2006 yılında Nezih bey uzun zamandır kurduğu hayalini gerçekleştirmek adına hep birlikte gittiğimiz İstanbul tekne fuarında siparişini vermişti. Fuarda Bavaria 37 Cruiser yelkenli teknenin siparişini verdi. 15-20 Temmuz 2006 tarihleri arasında Slovenya’nın Izola kentindeki marinadan teslim edilecekti yelkenli.
Geriye teknenin İzmir’e nasıl getirileceği sorununu çözmek kalıyordu. Düşünüldü taşınıldı ve sonuç olarak kaptan Uli, ben ve kuzenim Baran birlikte Izola’ya gidip tekneyi teslim almamız kararlaştırıldı. Uli Alman asıllı, Çeşme’de yaşayan aslında psikolog olan fakat denizle ilgili ve daha önce de aynı rotadan birçok kez tekne getirmiş bir kaptandı. Ben ise İzmir körfezinde bir yaz boyunca aldığım yelken dersleri sonunda kendine güveni artmış, “neden olmasın” diye düşünen biriydim. Sanırım aramızda en büyük maceraperest Baran olmalıydı. Daha önce hiçbir yelkenli ile tecrübesi olmayan kuzenim ilk defa bu kadar uzağa gidecek ve ilk defa bu kadar uzun süre denizde kalacaktı.
Nezih Bey’in uçak korkusu sebebiyle gelemeyecek olması pek hoşuna gitmiyor olmalıydı. Biz uçakla Slovenya’ya giderken Nezih bey, teyzem Zübeyde ve ufak kuzenim Günce ile birlikte deniz yoluyla Çeşme’den Atina’ya ve oradan da Kerkyra adasına gideceklerdi. Biz 3 kişi tekneyi hazırlayıp denize açılacak, Kerkyra adasında bizimkilerle buluşacak ve geri kalan yolculuğu hep birlikte tamamlayacaktık. Planımız kusursuz ve basit görünüyordu.
Bu basit plan sonrası rotamızı kararlaştırmak üzere toplandık. Uli daha önceden deneyimli olduğu için bize yolculukla ilgili genel bilgileri verdi. Rota konusunda hemfikirdik. Izola – Brindisi – Kerkyra – Korint ve kanal çıkışından sonra Kea adasının batısından kuzeye yönelip Çeşme’ye varacaktık. Belki yol üstünde birkaç Yunan adasına uğrayabiliriz diye düşündük.

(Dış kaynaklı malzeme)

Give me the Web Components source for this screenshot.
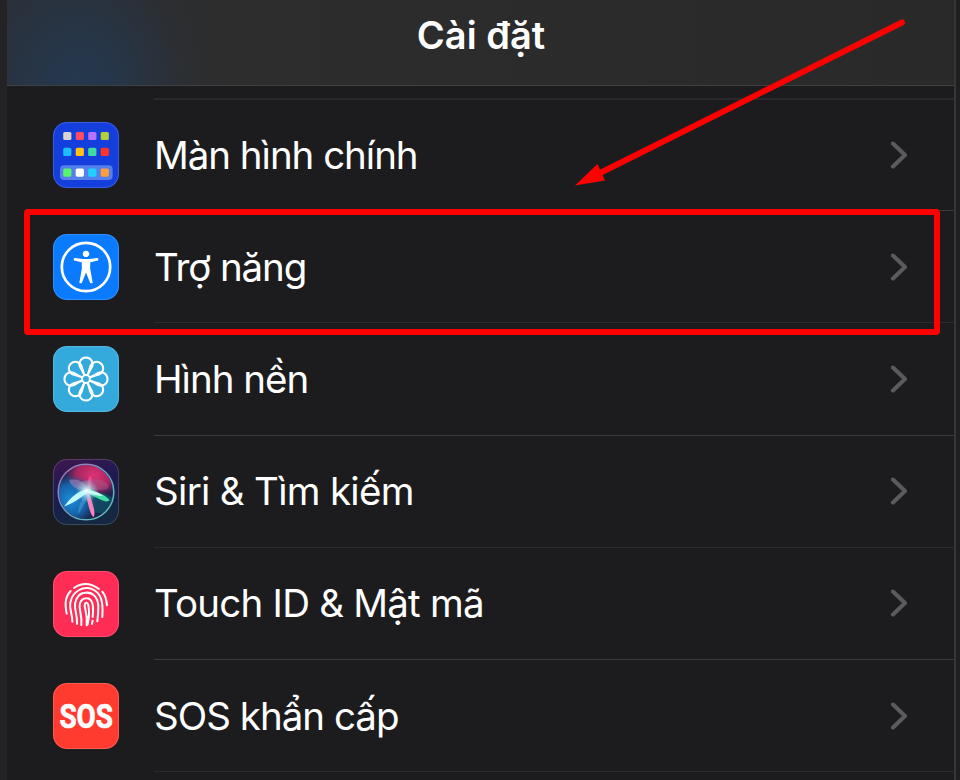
<!DOCTYPE html>
<html lang="vi">
<head>
<meta charset="utf-8">
<title>Cài đặt</title>
<style>
  body {
    margin: 0;
    background: #222322;
    font-family: Inter, "Liberation Sans", sans-serif;
    overflow: hidden;
  }
</style>
</head>
<body>
<settings-screen>
  <settings-header slot="header">Cài đặt</settings-header>
  <settings-row icon="home" spacing="-1.03">Màn hình chính</settings-row>
  <settings-row icon="access" spacing="-1.1">Trợ năng</settings-row>
  <settings-row icon="wallpaper" spacing="-1">Hình nền</settings-row>
  <settings-row icon="siri" spacing="-.7">Siri &amp; Tìm kiếm</settings-row>
  <settings-row icon="touch" spacing="-.78">Touch ID &amp; Mật mã</settings-row>
  <settings-row icon="sos" spacing="-.98">SOS khẩn cấp</settings-row>
  <red-marks slot="marks"></red-marks>
</settings-screen>

<script>
const dots = (y, colors) => colors.map((c, i) =>
  `<rect x="${10.2 + i * 12.5}" y="${y}" width="8.2" height="8.2" rx="1.6" fill="${c}"/>`).join('');

const petals = [0, 45, 90, 135, 180, 225, 270, 315].map((a) =>
  `<path transform="rotate(${a} 33 33)" d="M31.6 29.2L27 20.8A6.6 6.6 0 1 1 39 20.8L34.4 29.2"/>`).join('');

const icons = {
  home: `
    <rect width="66" height="66" rx="14" fill="#143fdc"/>
    ${dots(9.9, ['#d8d6cc', '#ff4d62', '#b870ff', '#b2d235'])}
    ${dots(25.8, ['#1cbcff', '#ffc20e', '#3ddca0', '#ff3328'])}
    <rect x="7" y="43.2" width="52.6" height="14.8" rx="4" fill="#5580ea"/>
    ${dots(46.5, ['#58f470', '#fff', '#20d0ff', '#ff9c3c'])}`,

  access: `
    <rect width="66" height="66" rx="14" fill="#0a7aff"/>
    <circle cx="33" cy="33" r="24.2" fill="none" stroke="#fff" stroke-width="2.7"/>
    <g fill="#fff" stroke="#fff" stroke-linejoin="round" stroke-linecap="round">
      <circle cx="33" cy="19.9" r="2.8"/>
      <path stroke-width="1.3" d="M21.4 24.6L29.5 25.6H36.5L44.6 24.6V25.9L36.6 27.9L36.5 34.5L39 48.6H37.7L33.6 38.2H32.4L28.3 48.6H27L29.5 34.5L29.4 27.9L21.4 25.9Z"/>
    </g>`,

  wallpaper: `
    <rect width="66" height="66" rx="14" fill="#34aadc"/>
    <g fill="none" stroke="#fff" stroke-width="2" stroke-linejoin="round">
      ${petals}
      <circle cx="33" cy="33" r="3.9"/>
    </g>`,

  siri: `
    <defs>
      <linearGradient id="back" x1="0" y1="0" x2=".3" y2="1"><stop stop-color="#42164f"/><stop offset=".5" stop-color="#1b1b50"/><stop offset="1" stop-color="#152741"/></linearGradient>
      <linearGradient id="ring" x1="0" y1="0" x2="1" y2="1"><stop stop-color="#ad6cb4"/><stop offset=".5" stop-color="#6f9bc5"/><stop offset="1" stop-color="#58c9b5"/></linearGradient>
      <radialGradient id="pink"><stop stop-color="#dc3375"/><stop offset=".6" stop-color="#c02664" stop-opacity=".85"/><stop offset="1" stop-color="#8a1f5c" stop-opacity="0"/></radialGradient>
      <radialGradient id="blue"><stop stop-color="#1a8fdc"/><stop offset=".6" stop-color="#1668b0" stop-opacity=".9"/><stop offset="1" stop-color="#1060a0" stop-opacity="0"/></radialGradient>
      <radialGradient id="glow"><stop stop-color="#fff"/><stop offset=".3" stop-color="#cffcff" stop-opacity=".7"/><stop offset="1" stop-color="#7adfe8" stop-opacity="0"/></radialGradient>
      <clipPath id="ball"><circle cx="33" cy="33" r="27"/></clipPath>
      <filter id="soft" x="-30%" y="-30%" width="160%" height="160%"><feGaussianBlur stdDeviation=".7"/></filter>
    </defs>
    <rect width="66" height="66" rx="14" fill="url(#back)"/>
    <circle cx="33" cy="33" r="28" fill="#19234c"/>
    <g clip-path="url(#ball)">
      <ellipse cx="41" cy="16" rx="30" ry="23" fill="url(#pink)"/>
      <ellipse cx="18" cy="41" rx="26" ry="26" fill="url(#blue)"/>
      <ellipse cx="47" cy="44" rx="14" ry="10" fill="#116a75" opacity=".5" filter="url(#soft)"/>
      <g filter="url(#soft)">
        <path d="M16 21C26 19 33 24 35 33C26 32 18 28 16 21Z" fill="#b08fc4" opacity=".5"/>
        <path d="M35 33C34 23 35 17 38 17C40 22 38 29 35 33Z" fill="#f24b91" opacity=".85"/>
        <path d="M20 27C34 18 52 18 56 28C55 32 45 31 35 32Z" fill="#a77aa8" opacity=".3"/>
        <path d="M11 47.5C19 37 27 30 38 30C31 37 21 44 11 47.5Z" fill="#c4fbff"/>
        <path d="M35 30.5C42 31 54 37 56.5 41C54 45.5 43 38 33 33.5Z" fill="#3be0a4"/>
        <path d="M36 31.5C42 32 46 34 50 37C46 37 41 36 35 34Z" fill="#d8fff4"/>
        <path d="M33 34C34 41 37 56 40.5 58C43.5 54 39 43 36 33Z" fill="#f584be"/>
        <path d="M25 55C26 45 29 39 34 33L36 37C32 43 29 50 25 55Z" fill="#4d9fe0" opacity=".55"/>
      </g>
      <circle cx="34" cy="32" r="11.5" fill="url(#glow)"/>
    </g>
    <circle cx="33" cy="33" r="27.8" fill="none" stroke="url(#ring)" stroke-width="1.5"/>`,

  // drawn on a 3x grid
  touch: `
    <rect width="66" height="66" rx="14" fill="#ff2d55"/>
    <g transform="scale(.3333) translate(-39 -37)" fill="none" stroke="#fff" stroke-width="6" stroke-linecap="round">
      <path d="M102 88Q138 63 177 91"/>
      <path d="M92 97C74 116 75 138 80 165"/>
      <path d="M187 99Q199 114 201 140"/>
      <path d="M97 189C98 165 87 153 91 132C97 98 130 80 158 92C184 103 190 130 187 175"/>
      <path d="M111 196C113 167 101 152 106 131C110 115 119 106 129 103"/>
      <path d="M132 103C158 97 174 117 175 143C175 160 174 174 172 188"/>
      <path d="M124 199C127 167 115 151 120 134C126 115 151 113 157 134C161 148 159 160 158 175"/>
      <path d="M158 186L156 196"/>
      <path d="M140 200C143 172 138 160 134 143C134 130 143 129 145 140C149 159 147 178 143 197"/>
    </g>`,

  sos: `
    <rect width="66" height="66" rx="14" fill="#ff3b30"/>
    <text x="33.2" y="45" fill="#fff" stroke="#fff" stroke-width=".7" font-family="Roboto" font-weight="700" font-size="34"
      text-anchor="middle" textLength="53.5" lengthAdjust="spacingAndGlyphs">SOS</text>`
};

class SettingsScreen extends HTMLElement {
  constructor() {
    super();
    this.attachShadow({ mode: 'open' });
    this.shadowRoot.innerHTML = `
      <style>
        :host {
          display: block;
          box-sizing: border-box;
          position: relative;
          width: 960px;
          height: 780px;
          padding: 0 4px 0 7px;
          background: linear-gradient(90deg, #232323 7px, #1e2020 7px);
          overflow: hidden;
        }
        main {
          box-sizing: border-box;
          height: 780px;
          background: #1c1c1e;
          border-right: 2px solid #353637;
        }
        .list {
          padding-top: 12px;
        }
        .list::before {
          content: "";
          display: block;
          height: 2px;
          margin: 0 0 -1px 147px;
          background: #29292b;
        }
      </style>
      <main>
        <slot name="header"></slot>
        <div class="list"><slot></slot></div>
      </main>
      <slot name="marks"></slot>
    `;
  }
}

class SettingsHeader extends HTMLElement {
  constructor() {
    super();
    this.attachShadow({ mode: 'open' });
    this.shadowRoot.innerHTML = `
      <style>
        :host {
          display: flex;
          box-sizing: border-box;
          justify-content: center;
          height: 86px;
          padding: 11px 0 0 1px;
          border-bottom: 1px solid #404041;
          background:
            radial-gradient(ellipse 125px 150px at 72px 88px, #25384f, rgba(37, 56, 79, .85) 25%, rgba(37, 56, 79, .45) 55%, rgba(37, 56, 79, .12) 82%, transparent),
            linear-gradient(90deg, #2b2f36, #2c2e31 130px, #2d2d2e 220px, #2b2b2c 600px, #29292a);
          color: #fff;
          font-size: 38px;
          font-weight: 600;
          line-height: 48px;
        }
      </style>
      <span><slot></slot></span>
    `;
  }
}

class SettingsRow extends HTMLElement {
  constructor() {
    super();
    this.attachShadow({ mode: 'open' });
  }

  connectedCallback() {
    this.shadowRoot.innerHTML = `
      <style>
        :host {
          --line: #3a3a3c;
          display: flex;
          align-items: stretch;
          height: 112.2px;
          padding-left: 46px;
          color: #fff;
          font-size: 38.5px;
          font-weight: 400;
        }
        :host(:nth-of-type(even)) {
          --line: #2c2c2e;
        }
        .icon {
          align-self: center;
          flex: none;
          width: 66px;
          height: 66px;
          overflow: visible;
        }
        .body {
          display: flex;
          flex: 1;
          box-sizing: border-box;
          align-items: center;
          justify-content: space-between;
          margin-left: 35px;
          padding-right: 46.5px;
          border-bottom: 1px solid var(--line);
        }
        .label {
          letter-spacing: ${this.getAttribute('spacing')}px;
          white-space: nowrap;
        }
      </style>
      <svg class="icon" viewBox="0 0 66 66">
        ${icons[this.getAttribute('icon')]}
        <rect x=".4" y=".4" width="65.2" height="65.2" rx="13.6" fill="none" stroke="#fff" stroke-opacity=".22" stroke-width=".8"/>
      </svg>
      <div class="body">
        <span class="label"><slot></slot></span>
        <svg width="18" height="28" viewBox="0 0 18 28" fill="none" stroke="#5b5b5e" stroke-width="4" stroke-linecap="round" stroke-linejoin="round"><path d="M3 2.5L15 14L3 25.5"/></svg>
      </div>
    `;
  }
}

// frame around one row and the arrow that points at it
class RedMarks extends HTMLElement {
  constructor() {
    super();
    this.attachShadow({ mode: 'open' });
    this.shadowRoot.innerHTML = `
      <style>
        :host {
          display: block;
          position: absolute;
          inset: 0;
          pointer-events: none;
        }
      </style>
      <svg width="960" height="780" fill="none" stroke="#f00">
        <rect x="27" y="212" width="910" height="120" rx="1" stroke-width="6" stroke-linejoin="round"/>
        <path d="M902 22.5L598 174" stroke-width="6" stroke-linecap="round"/>
        <path d="M575 185.5L597.5 164L605 180.5Z" fill="#f00" stroke="none"/>
      </svg>
    `;
  }
}

customElements.define('settings-screen', SettingsScreen);
customElements.define('settings-header', SettingsHeader);
customElements.define('settings-row', SettingsRow);
customElements.define('red-marks', RedMarks);
</script>
</body>
</html>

Bütün bu görüşmeler sonrası uzun bir bekleyiş başlamıştı. Teknenin siparişi verilmiş, rotamız belirlenmişti. Tam da bütün olan bitenler unutulmak üzereyken Alsancak’ta bulunan Sardunya Bar’da Şule ile oturmuş bira eşliğinde yürüttüğümüz sohbet esnasında gelen bir telefon ile başlıyor. Arayan kişi Nezih bey idi. Telefonda uçak biletlerimizin alındığını ve hemen Slovenya için vize alıp uçağa yetişmem gerektiğini söylemekteydi. 2006 yılı Temmuz’un 17’siydi ve Slovenya biletlerimiz ise 19 Temmuz tarihli. İstanbul’a gidip vize işlemlerimi tamamlamak için sadece 1 günüm vardı.
Yetişebildiğim ilk uçakla İstanbul’a gittim. Slovenya konsolosluğu yerine ertesi sabah erken vakitte Fransız konsolosluğuna gidip kapıdaki karmaşadan sıyrılıyorum ve bahçede sıramı bekliyorum. İşin kötüsü aynı gün vizemi alıp ertesi sabaha havaalanında kuzenim Baran ve kaptanla buluşmam gerekiyor. Bahçede beklerken 4-5 gündür gelip giden fakat vize alamayan, bazen binaya bile giremeyen kişilerle karşılaşıyorum. Moral bozucu olsa da inanmak başarmanın yarısıdır diyerek keyfimi bozmuyorum.
2-3 saat sonunda içeride konsolosluk görevlisiyle karşı karşıyayım. Küçük bir sohbet sonunda öğleden sonra vizemi alabileceğimi söylediğinde derin bir nefes alıyorum. Ve tabii bu güzel haberi kutlamak için hazır Taksim’de iken biraz gezmek güzel geliyor. Öğleden sonra vizemi alıyorum ve ertesi sabah havaalanında Uli ve Baran’la buluşmak üzere son hazırlıklarımı yapıyorum.